On November 9th the democrats were a Party in depression having lost a seemingly ironclad presidential campaign and failed to achieve at least one House majority that seemed on the cards according to most polls. In the nearly six months since then the political stage has changed in a manner that few would have expected in the aftermath of elections.


The transition period leading up to Donald Trump’s Inauguration gave signs of the turmoil that have dogged the new Administration. Then rumours of possible Russian interference in the election campaign seemed more the beginning of a political thriller rather than a matter for serious investigations.

During that period the Democrats had to rethink their tactics.
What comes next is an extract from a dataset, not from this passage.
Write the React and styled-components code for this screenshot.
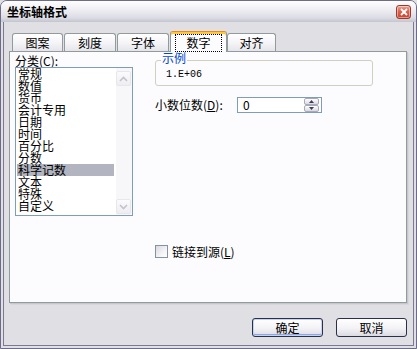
import React from "react";
import styled, { createGlobalStyle, css } from "styled-components";

const CJK = `"Noto Sans CJK SC", "Noto Sans", sans-serif`;

const GlobalStyle = createGlobalStyle`
  html, body { margin: 0; padding: 0; background: #e0dfe3; }
  body { font-family: ${CJK}; font-size: 12px; color: #000; }
  *, *::before, *::after { box-sizing: border-box; }
`;

const Window = styled.div`
  width: 417px;
  height: 349px;
  border: 1px solid #6c6c88;
  border-radius: 7px 7px 0 0;
  background: #e0dfe3;
  display: flex;
  flex-direction: column;
  overflow: hidden;
  font-family: ${CJK};
  font-size: 12px;
  line-height: 12px;
`;

const TitleBar = styled.div`
  flex: none;
  height: 21px;
  display: flex;
  align-items: center;
  justify-content: space-between;
  padding: 0 5px 0 6px;
  background: linear-gradient(#fefeff 0%, #efeff3 40%, #dcdce4 80%, #c4c4d0 100%);
`;

const Title = styled.span`
  font-weight: 700;
  font-size: 12px;
  line-height: 12px;
`;

const CloseButton = styled.div`
  width: 15px;
  height: 14px;
  border-radius: 3px;
  border: 1px solid #9a3a2c;
  background: linear-gradient(#eea597 0%, #d9634f 45%, #c8432d 100%);
  box-shadow: inset 0 0 0 1px rgba(255, 255, 255, 0.45);
  display: flex;
  align-items: center;
  justify-content: center;
`;

const Frame = styled.div`
  flex: 1;
  margin: 0 2px 2px;
  border: 1px solid #7a7a94;
  border-top: none;
  display: flex;
  flex-direction: column;
  padding: 9px 6px 0 5px;
  min-height: 0;
`;

const TabStrip = styled.div`
  flex: none;
  height: 20px;
  display: flex;
  align-items: flex-end;
  gap: 1px;
  padding-left: 3px;
`;

const Tab = styled.div`
  position: relative;
  width: ${(p) => p.$w}px;
  height: 18px;
  border: 1px solid #919b9c;
  border-bottom: none;
  border-radius: 3px 3px 0 0;
  background: linear-gradient(#ffffff 0%, #f4f4f7 55%, #e4e4ea 100%);
  display: flex;
  align-items: center;
  justify-content: center;
  padding-top: 1px;
  ${(p) =>
    p.$active &&
    css`
      z-index: 2;
      height: 21px;
      margin-bottom: -1px;
      margin-right: -1px;
      padding-top: 1px;
      border-top: 1px solid #e68b2c;
      background: #fcfcfe;
      box-shadow: inset 0 2px 0 #ffc83c;
    `}
`;

const FocusLabel = styled.span`
  outline: 1px dotted #000;
  outline-offset: 0;
  padding: 2px 10px;
`;

const Panel = styled.div`
  position: relative;
  z-index: 1;
  flex: 1;
  border: 1px solid #919b9c;
  background: #fcfcfe;
  box-shadow: 1px 1px 0 #c6c6ce, 2px 2px 0 #d6d6dc;
  display: grid;
  grid-template-columns: 118px 218px;
  column-gap: 22px;
  align-items: start;
  padding-left: 5px;
`;

const LeftCol = styled.div`
  padding-top: 3px;
  display: flex;
  flex-direction: column;
`;

const FieldLabel = styled.div`
  height: 12px;
  line-height: 12px;
  white-space: nowrap;
  width: ${(p) => (p.$w ? `${p.$w}px` : "auto")};
  flex: none;
`;

const ListBox = styled.div`
  width: 118px;
  height: 149px;
  border: 1px solid #7f9db9;
  background: #fff;
  display: flex;
`;

const Items = styled.div`
  flex: 1;
  padding: 0 2px 0 1px;
  display: flex;
  flex-direction: column;
`;

const Item = styled.div`
  height: 12px;
  line-height: 12px;
  padding-left: 1px;
  white-space: nowrap;
  background: ${(p) => (p.$selected ? "#b2b4bf" : "transparent")};
`;

const ScrollBar = styled.div`
  width: 16px;
  flex: none;
  background: #f7f7f9;
  display: flex;
  flex-direction: column;
  justify-content: space-between;
  padding: 3px 1px 1px 0;
`;

const ScrollButton = styled.div`
  height: 15px;
  border: 1px solid #e6e6ec;
  border-radius: 2px;
  background: linear-gradient(#fbfbfc, #eeeef2);
  display: flex;
  align-items: center;
  justify-content: center;
`;

const RightCol = styled.div`
  display: flex;
  flex-direction: column;
`;

const GroupBox = styled.fieldset`
  margin: 0;
  width: 218px;
  padding: 0 8px 4px 10px;
  border: 1px solid #d0d0bf;
  border-radius: 3px;
`;

const Legend = styled.legend`
  margin-left: -5px;
  padding: 0 1px 5px;
  line-height: 12px;
  color: #0046d5;
`;

const Sample = styled.div`
  font-family: "Liberation Mono", monospace;
  font-size: 10px;
  height: 12px;
  line-height: 12px;
`;

const SpinRow = styled.div`
  margin-top: 11px;
  height: 16px;
  display: flex;
  align-items: center;
`;

const SpinBox = styled.div`
  width: 85px;
  height: 16px;
  border: 1px solid #7f9db9;
  background: #fff;
  display: flex;
  align-items: center;
  padding-left: 5px;
  padding-right: 2px;
`;

const SpinValue = styled.span`
  flex: 1;
  line-height: 12px;
`;

const SpinButtons = styled.div`
  width: 15px;
  height: 14px;
  display: flex;
  flex-direction: column;
`;

const SpinButton = styled.div`
  flex: 1;
  border: 1px solid #a9a9b8;
  border-radius: 2px;
  background: linear-gradient(#ffffff, #d9d9e2);
  display: flex;
  align-items: center;
  justify-content: center;
`;

const CheckRow = styled.div`
  margin-top: 132px;
  height: 13px;
  display: flex;
  align-items: center;
  gap: 4px;
`;

const CheckBox = styled.div`
  width: 13px;
  height: 13px;
  border: 1px solid #8592a6;
  background: linear-gradient(135deg, #d8d8df 0%, #f4f4f6 60%, #ffffff 100%);
`;

const Footer = styled.div`
  flex: none;
  display: flex;
  justify-content: flex-end;
  gap: 13px;
  margin-top: 15px;
  padding-bottom: 8px;
`;

const Button = styled.div`
  width: 71px;
  height: 19px;
  border: 1px solid #2a2f4a;
  border-radius: 3px;
  background: linear-gradient(#ffffff 0%, #f3f3f6 55%, #dadae2 100%);
  display: flex;
  align-items: center;
  justify-content: center;
  ${(p) =>
    p.$default &&
    css`
      box-shadow: inset 0 0 0 1px #c4d3f3, inset 0 -1px 0 1px #8ba8e2;
    `}
`;

const Chevron = ({ up }) => (
  <svg width="9" height="6" viewBox="0 0 9 6">
    <path
      d={up ? "M1 5 L4.5 1.5 L8 5" : "M1 1 L4.5 4.5 L8 1"}
      fill="none"
      stroke="#c3c3cc"
      strokeWidth="1.6"
    />
  </svg>
);

const Triangle = ({ up }) => (
  <svg width="5" height="3" viewBox="0 0 5 3">
    <path d={up ? "M0 3 L2.5 0 L5 3 Z" : "M0 0 L2.5 3 L5 0 Z"} fill="#3c3c58" />
  </svg>
);

const categories = [
  "常规",
  "数值",
  "货币",
  "会计专用",
  "日期",
  "时间",
  "百分比",
  "分数",
  "科学记数",
  "文本",
  "特殊",
  "自定义",
];

const tabs = [
  { label: "图案", w: 51 },
  { label: "刻度", w: 52 },
  { label: "字体", w: 52 },
  { label: "数字", w: 57, active: true },
  { label: "对齐", w: 49 },
];

export default function App() {
  return (
    <>
      <GlobalStyle />
      <Window>
        <TitleBar>
          <Title>坐标轴格式</Title>
          <CloseButton>
            <svg width="8" height="8" viewBox="0 0 8 8">
              <path d="M1 1 L7 7 M7 1 L1 7" stroke="#fff" strokeWidth="1.8" />
            </svg>
          </CloseButton>
        </TitleBar>
        <Frame>
          <TabStrip>
            {tabs.map((t) => (
              <Tab key={t.label} $w={t.w} $active={t.active}>
                {t.active ? <FocusLabel>{t.label}</FocusLabel> : t.label}
              </Tab>
            ))}
          </TabStrip>
          <Panel>
            <LeftCol>
              <FieldLabel>
                分类(<u>C</u>):
              </FieldLabel>
              <ListBox>
                <Items>
                  {categories.map((c) => (
                    <Item key={c} $selected={c === "科学记数"}>
                      {c}
                    </Item>
                  ))}
                </Items>
                <ScrollBar>
                  <ScrollButton>
                    <Chevron up />
                  </ScrollButton>
                  <ScrollButton>
                    <Chevron />
                  </ScrollButton>
                </ScrollBar>
              </ListBox>
            </LeftCol>
            <RightCol>
              <GroupBox>
                <Legend>示例</Legend>
                <Sample>1.E+06</Sample>
              </GroupBox>
              <SpinRow>
                <FieldLabel $w={82}>
                  小数位数(<u>D</u>):
                </FieldLabel>
                <SpinBox>
                  <SpinValue>0</SpinValue>
                  <SpinButtons>
                    <SpinButton>
                      <Triangle up />
                    </SpinButton>
                    <SpinButton>
                      <Triangle />
                    </SpinButton>
                  </SpinButtons>
                </SpinBox>
              </SpinRow>
              <CheckRow>
                <CheckBox />
                <FieldLabel>
                  链接到源(<u>L</u>)
                </FieldLabel>
              </CheckRow>
            </RightCol>
          </Panel>
          <Footer>
            <Button $default>确定</Button>
            <Button>取消</Button>
          </Footer>
        </Frame>
      </Window>
    </>
  );
}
The seemingly solid Republican majority in Congress meant that the Party’s only true battlefield would be the Senate where the one seat Republican majority gave hope for some victories to raise the profile of the Party as it rebuilt for what seemed an uncertain future.

The loss by Hillary Clinton also meant that the Party was in need of a leader to guide it towards the 2018 midterms that gave few hopes for victory. Then the confirmation hearings and other matters began.

The confirmation hearings, particularly that of the controversial Jeff Sessions for Attorney General, gave the Democrats a chance to regroup and to fight back against what was obviously an unusual and controversial White House.

The challenge to the oval office was best illustrated during the confirmation debate when Elizabeth Warren was banned from speaking when she attempted to read a letter by Coretta Scott King about the soon to be confirmed Attorney General.

The use of a little known regulation only raised the profile of the letter as it was placed on Warren’s website and then distributed widely on the social media.

This incident raised the Senator’s profile as a future leader for the Party and also showed the public that the Republicans had little interest in working together with the Democrats.


In effect the incident with the letter was what unshackled the Democrats into increasing aggressiveness in their tactics in both Houses.

The news of investigations into possible Russian hacking of the presidential campaign then began to give the party ammunition to use in the Houses and also publicly.

While the first months of the legislative process began predictably the wave of executive orders from the Oval Office began a series of protests against the Mexican border wall and particularly against the repeal and replacement of the ACA.

In effect the midterms that seemed so difficult only a few weeks ago began to become winnable for the Democrats and particularly in light of the now publicly revealed Republican divisions in Congress where Paul Ryan’s proposed bill to replace the ACA which was withdrawn to avoid an embarrassing defeat on the floor.


The GOP divisions and the increasing revelations of Russian interference in the election and the confirmation by FBI Director James Comey that investigations are ongoing of collusion between the Trump team and Russian agents during the campaign and the transition period have charged up November’s defeated Party.

Now the Democrats have the opportunity to go on the charge against the Republicans in the House and in particular against the Oval Office itself as news comes out of developments in the investigations.

House Democrat Leader Nancy Pelosi and Senate Leader Chuck Schumer now have the opportunity to seriously block legislation by the Oval Office as the GOP politicians become more worried about their electoral chances in next year’s midterms.

They will be unwillingly aided by the now open warfare between Donald Trump and the more conservative factions in the GOP beginning with the Freedom Caucus which will give impetus to the Democrat charge.

The Senate and Congress have now become battlefields that were unimaginable in November and the midterms may well change the future of the Oval Office even more.